Выбрать главу

{стр. 296}

Следовательно, согласно Акиндину, и свет тот — не что иное, как плоть, что с очевидностью [служит признаком] нечестия: ведь невозможно даже представить себе, каким образом свет будет одушевленной плотью [1348]. Поистине, если просто Владычное тело, Его одушевленная плоть, есть видимое богоявление, то что же тогда такое — преображение? Или, согласно Акиндину, ничто? Почему же тогда на одной лишь вершине Фавора и одним только взошедшим с Иисусом [ученикам оно] было видно, и им явным образом воссияло, а не по всей Иудее и не всем тогда жившим, или хотя бы [всем] приемлющим воплощенное Слово как истинного Сына Божьего? Разве не совершенно лишено света Акиндиново учение о свете?

39. Но божественный Максим вторит богоглаголивому Дионисию и говорит, что умопостигаемое богоявление будет нами тогда причаствуемо совершеннее [1349]. Акиндин же называет его как бы представлением и уразумением нетварной божественности — а ведь не найдешь не приобретшего его даже и сейчас, разве только это будет кто–то из совсем непосвященных. А причащение далеко отстоит от уразумения. Ведь стяжать разумение любви и благости, и вообще всякой добродетели (хотя бы и совершеннейшей) легко, а стать причастным [ей] — [относится к числу] чрезвычайно трудных [дел]. И совершеннейшим богоявлением мудрый в божественном Максим называет там не то, которое превыше ума, но само умопостигаемое, не отделяя его от того [совершеннейшего]. А Акиндин одно лишь высшее ума называет совершеннейшим, каковое именует и высочайшим состоянием, худо отделяя его от прочих, не поняв, что эти вещи разделяются нераздельно и слагаются разделенно. Но и само умопостигаемое [богоявление] сильный в божественном Максим назвал совершеннее причаствуемым не в сравнении с видимым, но с тем, что ныне возникает в достойных. Поэтому он и сказал: «тогда нам будет совершеннее». А Акиндин, сравнивая друг с другом те богоявления и светоподания, которые он сам не хорошо разделяет, одно называет высшим другого и более совершенным состоянием.

{стр. 297}

40. И очевидно, что божественный Максим называет его там затем и видимым, и умопостигаемым, и паче ума богоявлением. «Когда, — говорит он, — обратившись к Богу, и оттуда в совершенстве осиянные, мы единовидно станем одним (έν γενώμεθα), освободившись от свойственных нам по составлению [души с телом] противоречий (έτεροτήτων)» [1350], что сам он делает в другом месте еще более наглядным, говоря: «Душа делается богом причащением божественной благодати, и сама обретая покой от всех свойственных уму и чувству действий (ενεργειών), и одновременно сдерживая природные энергии тела, обоженного вместе с ней по соответствующему ему участию в обожении: так что один Бог является через душу и тело, когда преизбытком славы побеждены природные признаки [1351] А Акиндин даже Христу этого не дает, но учит, что через одушевленную Его плоть всегда является тварный и чувственный свет, и заявляет, что созерцание этого чувственного света есть постоянная награда для боговидно и превыше чувства видящих вовеки.

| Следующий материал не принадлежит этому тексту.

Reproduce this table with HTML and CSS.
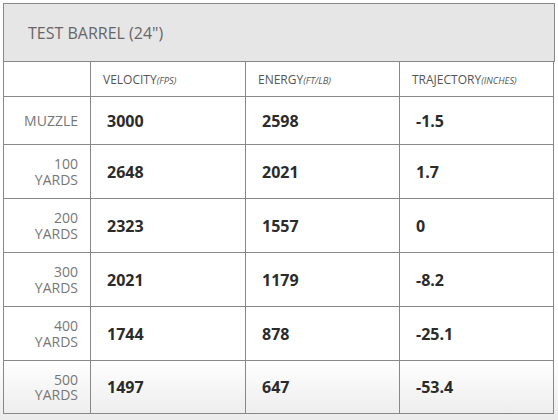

41. Ведь и Григорий, прозванный от богословия, говорит: «А немного позже душа, снова восприняв и сродственную плоть, с которой вместе она философствовала о тамошнем, вместе с ней наследует тамошнюю славу, всю [плоть] впитав в себя и став с нею одним и духом, и умом, и богом, когда смертное и текущее поглощено жизнью» [1352]. А Акиндин дарует таковым вкушение тварного и чувственного света и [доступное] через него обожение, рассекая, несчастный, божество на тварное и нетварное, и тварной божественности предлагая боговидным [людям] причащение, а нетварной — одно лишь воображение и голое мысленное представление, так как, по его мнению, даже боготворящей не является нетварная божественность, но та, которую он называет тварной. Итак, разве это не он — тот, кто превратно понимает и перетолковывает божественное, и рассекает [его] поэтому надвое, и отторгается от истинных богопочитателей? И если даже кто перестанет рассматривать сами его мнения и таковые и толикие новшества относительно христоименитого [бого]почитания, то сам факт, что он безбоязненно извращает и фальсифицирует некоторые из отеческих высказываний, и тем более в таковых [вопросах], разве часть его с неверными не положить [1353]? А то, что он старается показать самих богословов, и в особенности — корифеев в числе прочих, не согласными сами с собой и друг с другом, и тем более в отношении благочестия, разве не ставит его определенно в лагерь противников?